From the listing below, extract every line containing "picture".

» **DATA PROVIDED**:
(begin)

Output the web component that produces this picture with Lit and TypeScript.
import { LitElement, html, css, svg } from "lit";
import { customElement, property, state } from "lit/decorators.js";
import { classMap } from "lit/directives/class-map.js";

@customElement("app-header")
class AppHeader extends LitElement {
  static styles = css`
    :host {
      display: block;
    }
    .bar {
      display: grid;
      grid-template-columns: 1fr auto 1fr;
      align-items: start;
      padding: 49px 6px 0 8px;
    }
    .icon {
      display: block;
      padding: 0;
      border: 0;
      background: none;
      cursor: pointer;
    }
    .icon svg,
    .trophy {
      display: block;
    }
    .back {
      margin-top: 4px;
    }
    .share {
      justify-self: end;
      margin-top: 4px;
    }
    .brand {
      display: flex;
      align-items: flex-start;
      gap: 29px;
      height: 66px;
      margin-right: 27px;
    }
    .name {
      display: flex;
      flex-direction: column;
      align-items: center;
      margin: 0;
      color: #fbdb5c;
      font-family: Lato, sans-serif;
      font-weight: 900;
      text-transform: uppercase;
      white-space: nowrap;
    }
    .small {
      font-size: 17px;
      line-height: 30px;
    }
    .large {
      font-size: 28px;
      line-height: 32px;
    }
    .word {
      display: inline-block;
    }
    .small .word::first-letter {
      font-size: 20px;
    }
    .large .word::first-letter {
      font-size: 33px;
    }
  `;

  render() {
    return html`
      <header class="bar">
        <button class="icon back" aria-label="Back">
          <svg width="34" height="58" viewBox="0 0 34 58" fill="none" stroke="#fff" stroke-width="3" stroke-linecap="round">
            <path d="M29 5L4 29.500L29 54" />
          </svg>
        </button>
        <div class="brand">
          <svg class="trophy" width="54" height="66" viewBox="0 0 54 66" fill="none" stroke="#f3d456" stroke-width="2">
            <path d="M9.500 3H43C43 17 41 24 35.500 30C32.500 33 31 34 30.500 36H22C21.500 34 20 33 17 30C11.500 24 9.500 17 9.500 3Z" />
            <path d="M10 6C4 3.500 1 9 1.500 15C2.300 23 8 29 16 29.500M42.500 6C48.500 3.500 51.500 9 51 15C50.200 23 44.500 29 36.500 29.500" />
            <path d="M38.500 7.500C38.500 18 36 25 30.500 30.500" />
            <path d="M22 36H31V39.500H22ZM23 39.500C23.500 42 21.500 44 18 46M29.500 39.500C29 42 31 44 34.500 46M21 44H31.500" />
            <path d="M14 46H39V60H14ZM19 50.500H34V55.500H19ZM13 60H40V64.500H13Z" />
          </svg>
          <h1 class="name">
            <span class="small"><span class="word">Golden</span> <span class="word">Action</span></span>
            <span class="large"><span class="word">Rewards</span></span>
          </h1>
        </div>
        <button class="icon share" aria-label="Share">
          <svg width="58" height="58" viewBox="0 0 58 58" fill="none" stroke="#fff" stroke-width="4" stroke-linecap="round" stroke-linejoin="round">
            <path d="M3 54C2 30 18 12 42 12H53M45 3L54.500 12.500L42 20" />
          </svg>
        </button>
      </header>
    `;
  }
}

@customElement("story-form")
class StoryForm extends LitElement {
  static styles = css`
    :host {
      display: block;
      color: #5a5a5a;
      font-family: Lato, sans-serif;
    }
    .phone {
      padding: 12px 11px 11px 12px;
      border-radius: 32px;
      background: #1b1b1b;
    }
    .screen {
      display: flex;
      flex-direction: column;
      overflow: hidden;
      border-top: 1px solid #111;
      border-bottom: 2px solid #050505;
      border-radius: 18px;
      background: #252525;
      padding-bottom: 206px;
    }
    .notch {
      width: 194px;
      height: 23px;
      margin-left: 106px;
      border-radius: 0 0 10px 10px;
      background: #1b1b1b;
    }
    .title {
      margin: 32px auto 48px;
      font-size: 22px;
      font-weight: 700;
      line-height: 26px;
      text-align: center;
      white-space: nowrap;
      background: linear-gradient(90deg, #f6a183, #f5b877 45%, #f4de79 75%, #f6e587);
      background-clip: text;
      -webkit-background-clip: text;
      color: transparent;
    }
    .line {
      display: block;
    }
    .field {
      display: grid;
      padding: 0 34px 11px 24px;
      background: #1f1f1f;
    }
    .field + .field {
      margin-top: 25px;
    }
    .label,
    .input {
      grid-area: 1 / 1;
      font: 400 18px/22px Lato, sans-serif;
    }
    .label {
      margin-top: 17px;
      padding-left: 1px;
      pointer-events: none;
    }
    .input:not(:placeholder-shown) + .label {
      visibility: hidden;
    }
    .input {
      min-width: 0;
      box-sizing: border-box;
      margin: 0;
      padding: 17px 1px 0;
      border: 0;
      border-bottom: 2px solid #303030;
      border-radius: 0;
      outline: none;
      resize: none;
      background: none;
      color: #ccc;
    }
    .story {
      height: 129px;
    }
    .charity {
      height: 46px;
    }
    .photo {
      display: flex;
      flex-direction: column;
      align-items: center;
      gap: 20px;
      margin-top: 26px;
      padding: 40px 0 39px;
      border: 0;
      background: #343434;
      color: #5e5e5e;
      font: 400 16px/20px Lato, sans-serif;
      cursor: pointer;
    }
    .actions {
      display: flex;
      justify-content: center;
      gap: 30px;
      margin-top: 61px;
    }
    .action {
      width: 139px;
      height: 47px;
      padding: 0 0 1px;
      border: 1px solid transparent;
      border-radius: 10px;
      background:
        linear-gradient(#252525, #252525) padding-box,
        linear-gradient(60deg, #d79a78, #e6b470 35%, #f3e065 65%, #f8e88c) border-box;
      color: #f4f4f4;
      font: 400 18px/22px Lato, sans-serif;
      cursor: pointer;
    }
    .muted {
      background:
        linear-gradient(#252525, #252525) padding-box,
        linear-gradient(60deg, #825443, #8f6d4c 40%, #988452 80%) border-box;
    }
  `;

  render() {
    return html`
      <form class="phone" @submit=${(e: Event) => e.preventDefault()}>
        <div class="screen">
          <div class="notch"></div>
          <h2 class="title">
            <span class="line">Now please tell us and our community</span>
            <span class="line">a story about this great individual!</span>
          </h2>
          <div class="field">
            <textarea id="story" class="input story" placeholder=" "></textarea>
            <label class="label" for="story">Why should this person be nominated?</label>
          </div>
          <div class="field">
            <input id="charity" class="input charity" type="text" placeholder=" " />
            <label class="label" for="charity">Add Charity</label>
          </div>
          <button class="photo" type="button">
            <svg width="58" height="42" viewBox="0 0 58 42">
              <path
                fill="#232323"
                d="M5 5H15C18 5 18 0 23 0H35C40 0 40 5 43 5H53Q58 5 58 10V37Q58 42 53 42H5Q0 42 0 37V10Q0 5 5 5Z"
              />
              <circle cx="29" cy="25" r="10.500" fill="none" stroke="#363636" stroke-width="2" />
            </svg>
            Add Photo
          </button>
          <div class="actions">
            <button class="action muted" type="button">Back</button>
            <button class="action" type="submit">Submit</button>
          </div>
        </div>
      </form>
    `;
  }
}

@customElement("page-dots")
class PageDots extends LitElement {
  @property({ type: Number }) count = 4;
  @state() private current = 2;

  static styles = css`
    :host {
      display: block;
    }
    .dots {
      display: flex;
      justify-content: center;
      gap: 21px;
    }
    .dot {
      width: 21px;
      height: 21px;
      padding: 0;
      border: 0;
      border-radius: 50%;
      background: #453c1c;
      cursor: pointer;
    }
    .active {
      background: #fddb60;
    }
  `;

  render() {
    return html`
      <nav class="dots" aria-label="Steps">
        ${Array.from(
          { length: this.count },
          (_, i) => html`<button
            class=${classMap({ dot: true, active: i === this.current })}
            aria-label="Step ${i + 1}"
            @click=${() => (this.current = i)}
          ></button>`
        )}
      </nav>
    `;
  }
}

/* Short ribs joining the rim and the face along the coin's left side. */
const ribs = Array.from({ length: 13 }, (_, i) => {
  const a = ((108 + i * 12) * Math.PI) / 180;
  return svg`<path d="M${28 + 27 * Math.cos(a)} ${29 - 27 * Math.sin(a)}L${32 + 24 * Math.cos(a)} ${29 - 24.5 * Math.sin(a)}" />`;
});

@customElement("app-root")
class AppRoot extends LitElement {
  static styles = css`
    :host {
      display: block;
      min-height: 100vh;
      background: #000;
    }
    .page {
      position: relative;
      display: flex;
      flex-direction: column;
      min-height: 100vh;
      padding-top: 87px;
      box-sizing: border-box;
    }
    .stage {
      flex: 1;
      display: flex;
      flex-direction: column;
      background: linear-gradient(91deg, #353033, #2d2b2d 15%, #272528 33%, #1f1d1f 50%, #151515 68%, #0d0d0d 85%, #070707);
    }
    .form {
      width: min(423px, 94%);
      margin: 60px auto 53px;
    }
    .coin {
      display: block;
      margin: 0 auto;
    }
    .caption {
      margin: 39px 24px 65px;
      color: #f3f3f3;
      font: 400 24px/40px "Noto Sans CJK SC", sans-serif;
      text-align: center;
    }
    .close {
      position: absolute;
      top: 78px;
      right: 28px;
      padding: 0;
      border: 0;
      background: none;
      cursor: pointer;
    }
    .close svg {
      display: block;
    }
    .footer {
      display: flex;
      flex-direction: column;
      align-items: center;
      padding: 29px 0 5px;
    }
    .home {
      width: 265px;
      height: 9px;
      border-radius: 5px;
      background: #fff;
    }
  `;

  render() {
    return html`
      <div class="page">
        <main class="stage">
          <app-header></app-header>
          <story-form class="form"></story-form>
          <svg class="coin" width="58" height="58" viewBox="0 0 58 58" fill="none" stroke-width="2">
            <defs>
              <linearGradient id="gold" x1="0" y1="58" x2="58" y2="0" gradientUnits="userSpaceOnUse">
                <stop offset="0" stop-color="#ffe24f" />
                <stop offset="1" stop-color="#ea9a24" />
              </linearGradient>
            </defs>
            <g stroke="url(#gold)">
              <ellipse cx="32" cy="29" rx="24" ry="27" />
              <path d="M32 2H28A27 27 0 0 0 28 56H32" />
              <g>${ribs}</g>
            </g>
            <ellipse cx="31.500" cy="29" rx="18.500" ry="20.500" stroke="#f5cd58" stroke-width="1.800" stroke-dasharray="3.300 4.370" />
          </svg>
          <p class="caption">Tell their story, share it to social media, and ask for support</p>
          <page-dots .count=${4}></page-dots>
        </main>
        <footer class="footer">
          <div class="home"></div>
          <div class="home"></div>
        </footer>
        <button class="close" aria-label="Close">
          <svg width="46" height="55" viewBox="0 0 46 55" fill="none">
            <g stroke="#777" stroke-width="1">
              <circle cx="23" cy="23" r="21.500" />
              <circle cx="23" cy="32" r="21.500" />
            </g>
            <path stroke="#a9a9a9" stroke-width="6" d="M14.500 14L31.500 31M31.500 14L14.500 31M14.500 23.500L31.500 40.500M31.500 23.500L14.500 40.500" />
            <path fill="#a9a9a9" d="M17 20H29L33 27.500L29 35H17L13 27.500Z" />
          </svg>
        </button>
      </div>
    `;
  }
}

(end)
(begin)

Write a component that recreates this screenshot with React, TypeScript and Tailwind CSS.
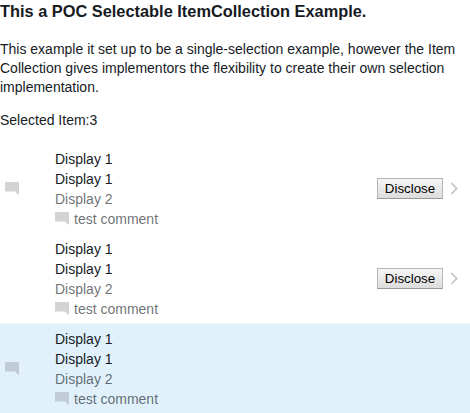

(end)
(begin)

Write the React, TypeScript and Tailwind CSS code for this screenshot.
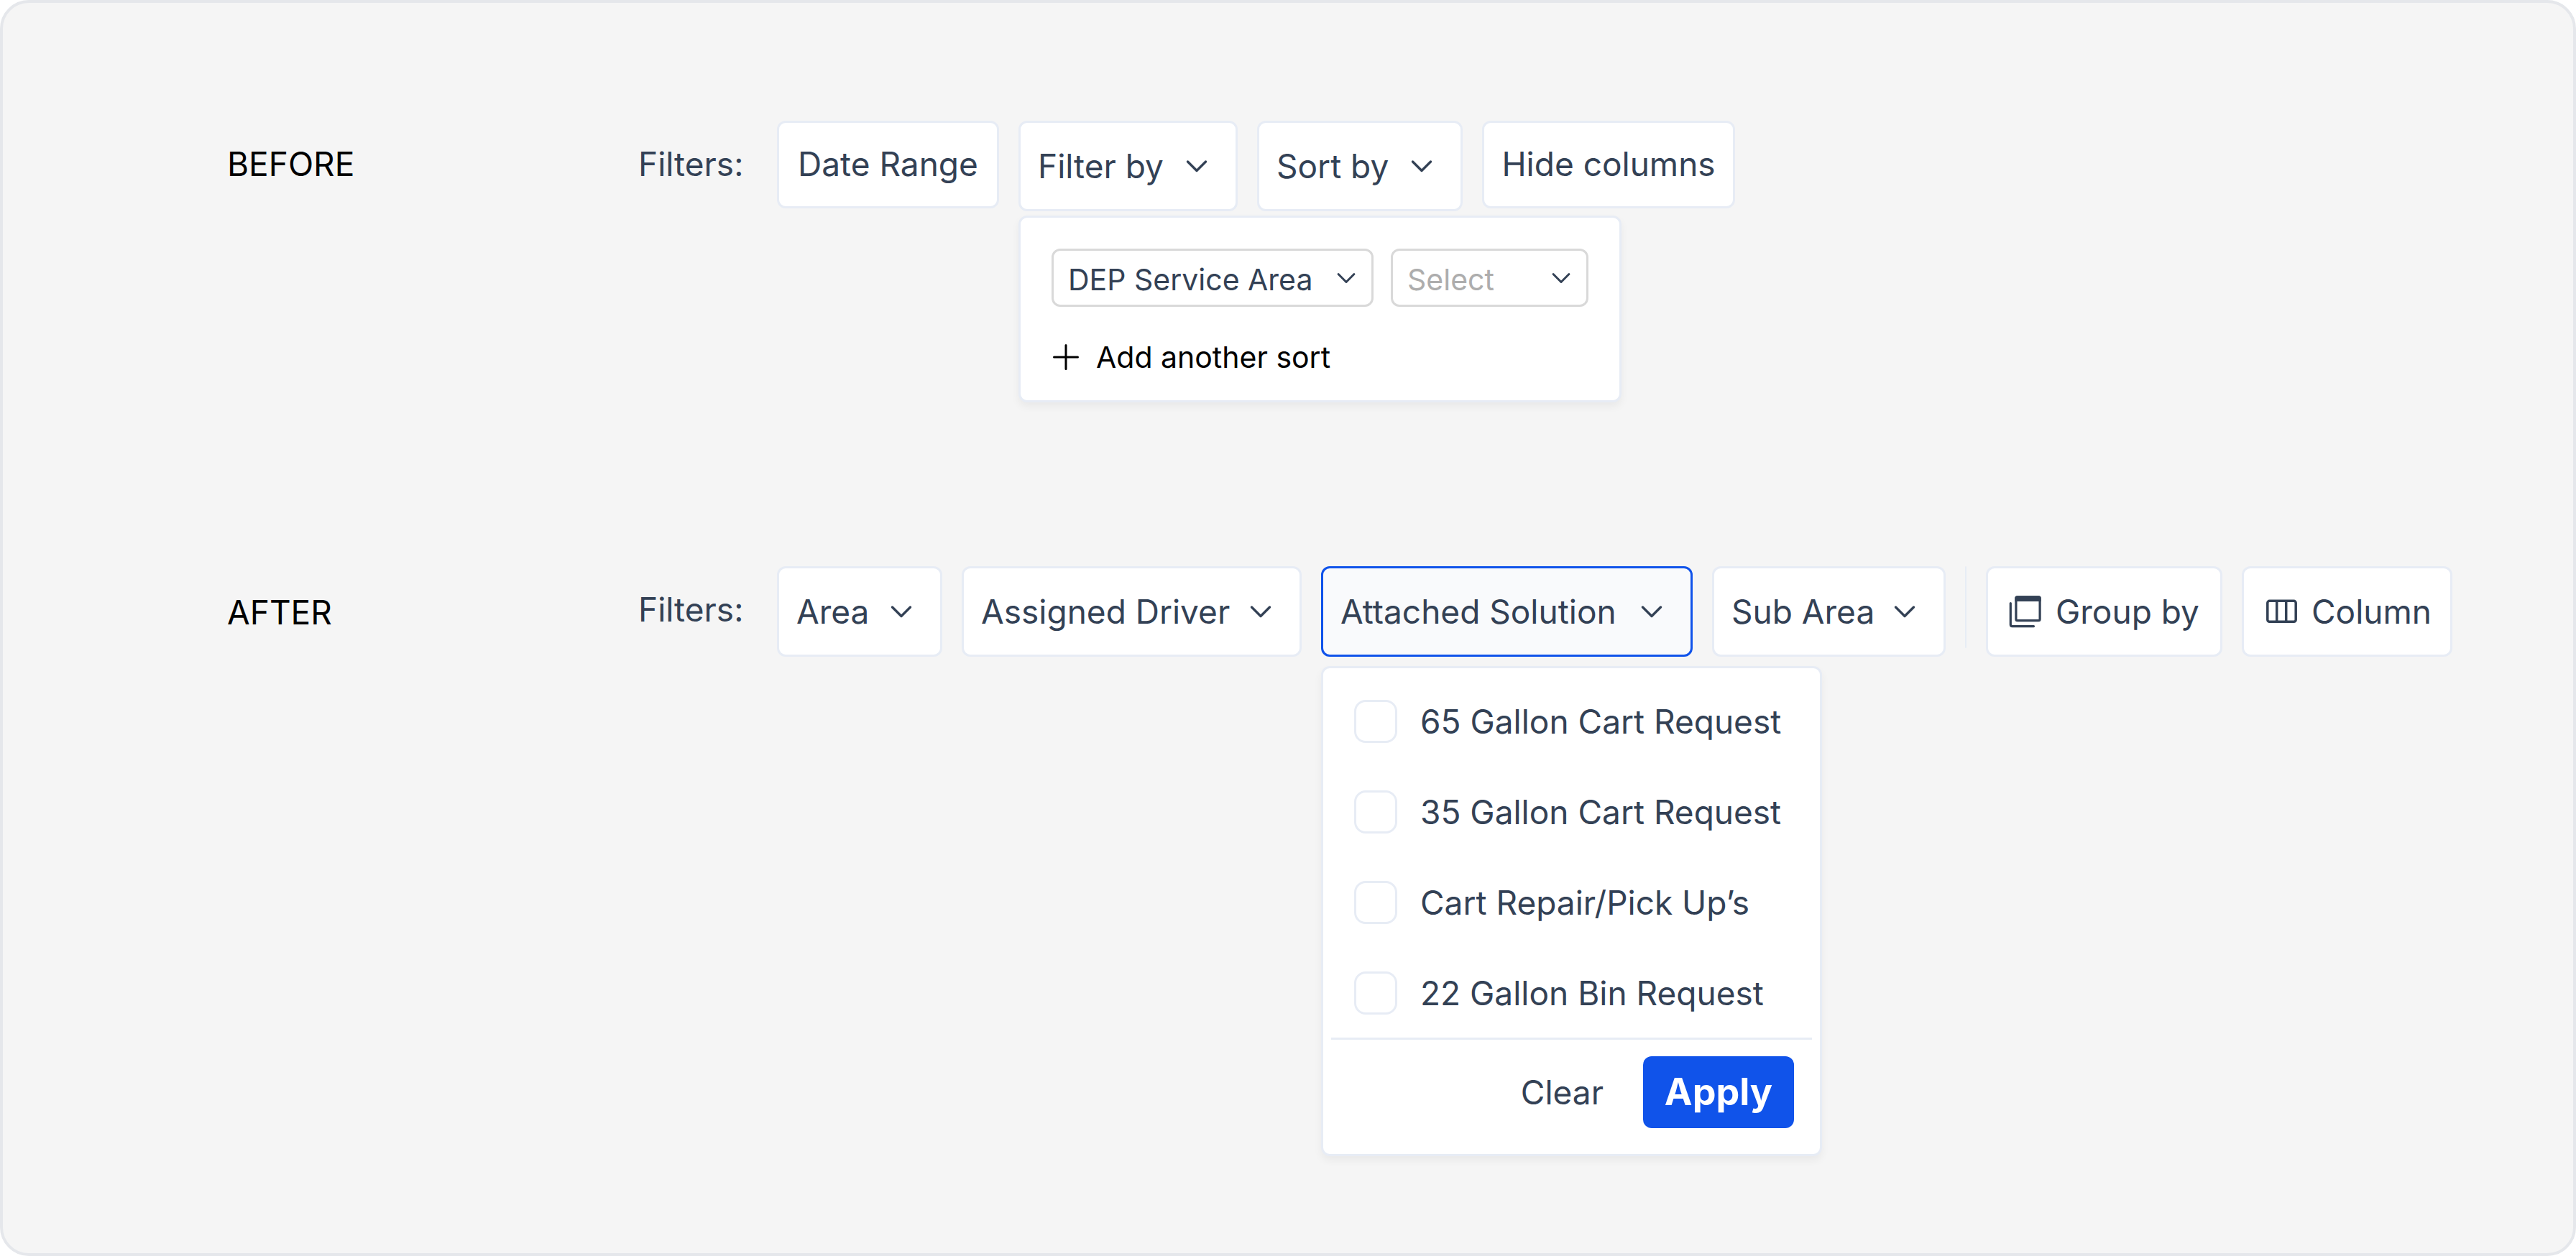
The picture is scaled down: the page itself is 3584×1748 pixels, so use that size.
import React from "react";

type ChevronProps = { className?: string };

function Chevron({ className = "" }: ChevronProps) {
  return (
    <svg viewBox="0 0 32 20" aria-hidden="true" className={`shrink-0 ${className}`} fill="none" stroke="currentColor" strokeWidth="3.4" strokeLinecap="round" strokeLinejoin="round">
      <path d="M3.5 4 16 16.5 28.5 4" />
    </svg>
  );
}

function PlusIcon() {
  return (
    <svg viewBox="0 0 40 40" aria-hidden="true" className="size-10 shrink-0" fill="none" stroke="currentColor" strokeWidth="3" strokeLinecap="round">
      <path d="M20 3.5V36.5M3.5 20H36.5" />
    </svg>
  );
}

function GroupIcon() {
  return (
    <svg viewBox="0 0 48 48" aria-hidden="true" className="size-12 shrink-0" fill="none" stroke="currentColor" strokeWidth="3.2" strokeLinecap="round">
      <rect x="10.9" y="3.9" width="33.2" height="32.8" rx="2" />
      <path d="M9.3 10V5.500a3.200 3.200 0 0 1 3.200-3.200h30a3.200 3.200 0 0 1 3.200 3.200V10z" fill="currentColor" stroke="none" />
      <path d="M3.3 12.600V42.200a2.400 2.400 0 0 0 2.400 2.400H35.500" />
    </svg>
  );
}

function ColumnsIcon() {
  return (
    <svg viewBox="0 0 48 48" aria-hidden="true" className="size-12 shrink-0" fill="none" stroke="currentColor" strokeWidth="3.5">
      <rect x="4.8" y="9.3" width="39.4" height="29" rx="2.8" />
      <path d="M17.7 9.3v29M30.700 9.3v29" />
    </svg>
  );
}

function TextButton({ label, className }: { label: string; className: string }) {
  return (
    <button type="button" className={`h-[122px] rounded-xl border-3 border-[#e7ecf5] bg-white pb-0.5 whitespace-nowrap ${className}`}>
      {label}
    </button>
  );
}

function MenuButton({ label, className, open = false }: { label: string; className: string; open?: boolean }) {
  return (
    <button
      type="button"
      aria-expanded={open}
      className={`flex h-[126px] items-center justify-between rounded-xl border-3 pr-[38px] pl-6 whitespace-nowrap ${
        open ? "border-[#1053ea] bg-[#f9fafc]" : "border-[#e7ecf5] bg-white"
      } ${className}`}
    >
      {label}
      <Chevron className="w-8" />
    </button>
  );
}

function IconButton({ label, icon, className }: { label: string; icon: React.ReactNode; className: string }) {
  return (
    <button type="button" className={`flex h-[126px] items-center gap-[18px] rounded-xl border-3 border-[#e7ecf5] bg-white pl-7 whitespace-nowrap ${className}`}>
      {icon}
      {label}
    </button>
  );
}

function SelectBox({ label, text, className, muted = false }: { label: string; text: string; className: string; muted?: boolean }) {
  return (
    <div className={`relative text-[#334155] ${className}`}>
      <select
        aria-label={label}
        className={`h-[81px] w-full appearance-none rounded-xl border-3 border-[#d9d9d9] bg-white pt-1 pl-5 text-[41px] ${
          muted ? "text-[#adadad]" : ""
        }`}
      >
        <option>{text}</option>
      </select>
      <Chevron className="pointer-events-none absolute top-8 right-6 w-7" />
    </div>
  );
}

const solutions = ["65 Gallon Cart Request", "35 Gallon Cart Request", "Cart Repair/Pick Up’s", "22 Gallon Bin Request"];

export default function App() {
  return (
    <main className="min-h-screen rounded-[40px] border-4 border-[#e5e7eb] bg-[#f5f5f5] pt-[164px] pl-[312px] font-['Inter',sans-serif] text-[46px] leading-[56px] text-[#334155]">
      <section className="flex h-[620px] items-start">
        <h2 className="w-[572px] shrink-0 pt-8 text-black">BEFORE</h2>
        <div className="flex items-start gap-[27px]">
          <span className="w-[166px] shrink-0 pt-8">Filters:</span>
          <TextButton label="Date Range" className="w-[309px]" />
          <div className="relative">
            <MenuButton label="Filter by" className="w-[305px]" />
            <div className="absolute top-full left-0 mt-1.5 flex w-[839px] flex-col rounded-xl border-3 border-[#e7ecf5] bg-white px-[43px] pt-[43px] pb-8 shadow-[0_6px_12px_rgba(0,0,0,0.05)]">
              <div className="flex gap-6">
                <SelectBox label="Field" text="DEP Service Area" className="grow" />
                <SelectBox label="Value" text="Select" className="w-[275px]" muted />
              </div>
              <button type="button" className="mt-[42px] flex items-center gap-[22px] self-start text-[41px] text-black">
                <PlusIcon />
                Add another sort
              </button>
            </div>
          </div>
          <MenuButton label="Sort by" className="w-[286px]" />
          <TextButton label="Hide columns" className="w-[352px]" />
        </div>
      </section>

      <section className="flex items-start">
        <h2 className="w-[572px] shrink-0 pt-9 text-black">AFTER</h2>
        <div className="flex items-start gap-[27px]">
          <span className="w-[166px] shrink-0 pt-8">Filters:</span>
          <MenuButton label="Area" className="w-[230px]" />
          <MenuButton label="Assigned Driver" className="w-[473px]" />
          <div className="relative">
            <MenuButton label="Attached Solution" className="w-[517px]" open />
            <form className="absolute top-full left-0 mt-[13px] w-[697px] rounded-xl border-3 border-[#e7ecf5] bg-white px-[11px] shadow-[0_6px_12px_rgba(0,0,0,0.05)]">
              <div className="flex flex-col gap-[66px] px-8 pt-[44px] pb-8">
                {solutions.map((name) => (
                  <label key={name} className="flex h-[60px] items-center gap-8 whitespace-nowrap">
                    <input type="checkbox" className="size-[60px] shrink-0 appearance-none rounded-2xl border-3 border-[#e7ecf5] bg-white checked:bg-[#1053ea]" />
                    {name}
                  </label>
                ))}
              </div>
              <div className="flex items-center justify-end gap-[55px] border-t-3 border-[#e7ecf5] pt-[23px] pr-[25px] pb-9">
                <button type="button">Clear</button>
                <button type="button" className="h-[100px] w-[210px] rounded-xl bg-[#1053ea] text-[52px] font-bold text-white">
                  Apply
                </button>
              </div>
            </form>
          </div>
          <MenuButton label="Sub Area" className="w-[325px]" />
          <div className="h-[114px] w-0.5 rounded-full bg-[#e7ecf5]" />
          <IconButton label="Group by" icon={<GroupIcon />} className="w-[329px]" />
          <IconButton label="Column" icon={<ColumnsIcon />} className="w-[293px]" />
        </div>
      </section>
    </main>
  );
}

(end)

» **REPLY TO THE TASK**:
Output the web component that produces this picture with Lit and TypeScript.
The picture is scaled down: the page itself is 3584×1748 pixels, so use that size.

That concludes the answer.